The Bank of Italy published its semi-annual report on fraudulent payment transactions in Italy for the first half of 2025, covering retail use of bank transfers, payment cards, e-money and ATM withdrawals by payment service providers operating in Italy. The report finds that the overall fraud rate by value remained low at EUR 3 per EUR 100,000 transacted, while highlighting materially different risk profiles by instrument, channel, geography and the use of security measures. By instrument, fraud rates were stable year on year for payment cards at EUR 18 per EUR 100,000, ATM withdrawals at EUR 10 per EUR 100,000 and bank transfers at EUR 2 per EUR 100,000. E-money fraud increased, especially for prepaid cards, rising to EUR 31 per EUR 100,000 from EUR 27 per EUR 100,000 a year earlier.
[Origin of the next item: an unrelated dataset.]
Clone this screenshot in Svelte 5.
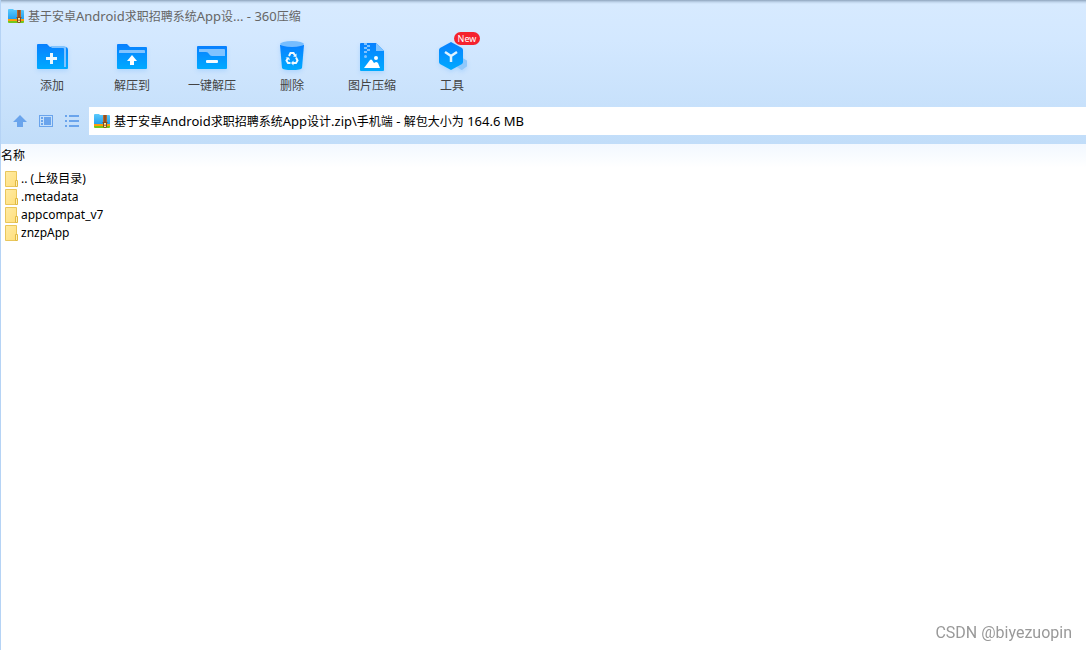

Fraud on instant SEPA credit transfers was higher than on standard SEPA credit transfers at EUR 43 per EUR 100,000, but fell significantly versus the previous half-year, which the report links in part to strengthened prevention measures and awareness initiatives following the Instant Payments Regulation requirement from 9 October 2025 for verification that the payee name and IBAN match. E-commerce continued to show higher risk than physical point of sale, with a narrowing gap for debit and credit cards but a widening gap for e-money. Cross-border transactions, particularly outside the European Economic Area, had a significantly higher incidence of fraud than domestic transactions, especially for payment cards and e-money. Strong Customer Authentication payments showed very low risk relative to non-Strong Customer Authentication payments, while payer manipulation remained the predominant fraud type for bank transfers and unauthorized transaction fraud dominated for payment cards and e-money.
Bank of Italy 2026-02-04
Bank of Italy reports EUR 3 per EUR 100,000 fraud rate in the first half of 2025 with higher e-money risk and improving instant SEPA transfers
The Bank of Italy's semi-annual report on fraudulent payment transactions for the first half of 2025 indicates a low overall fraud rate of EUR 3 per EUR 100,000 transacted, with varying risk profiles across instruments and channels. Notably, e-money fraud, particularly with prepaid cards, increased, while fraud on instant SEPA credit transfers decreased due to enhanced prevention measures following regulatory changes.